Good emulation is hard, especially when you're dealing with code that was built around the bugs, quirks, and timing issues that the original SNES authors had to deal with. Then you have to worry about buggy software that works because of undefined behavior [1, see Speedy Gonzales]. More recent emulators have focused more on correctness than speed, because it means less work trying to patch and hack around broken games.

[1] http://helmet.kafuka.org/state3.html

I definitely know that. I've done work on an NES emulator, and a lot of the software uses the hardware in undocumented ways, like odd timing quirks, undocumented CPU opcodes, changing display registers mid-frame to achieve special effects, etc.
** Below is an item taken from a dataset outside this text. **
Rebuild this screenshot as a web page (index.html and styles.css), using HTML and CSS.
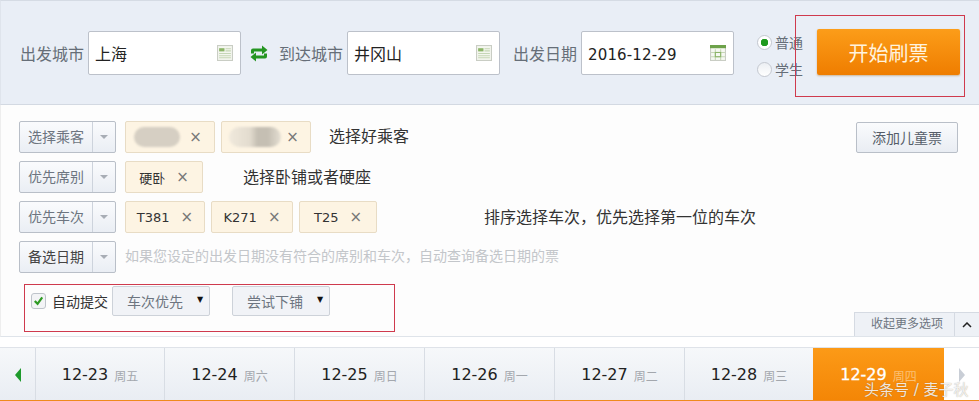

I've looked at the SNES and N64's hardware to consider contributing to an emulator for one of them, and the hardware certainly doesn't get simpler as time goes on ;-)

The comparison I was making isn't really fair, anyhow. Corn was fast, but the last revision only really covered two commercial games (Mario and Zelda). I'm sure that they heavily optimized for the code patterns in those specific games, without regard to accurate emulation of the hardware in the general case. Expand the supported cases and the problem immediately becomes much harder. Comparing Corn to an accuracy-focused emulator is like comparing one of the cut-down, portable-friendly SNES9x builds to Higan.

Please do this. I find the current N64 emulator in RetroPIE lacking regarding speed and support (even overclocked).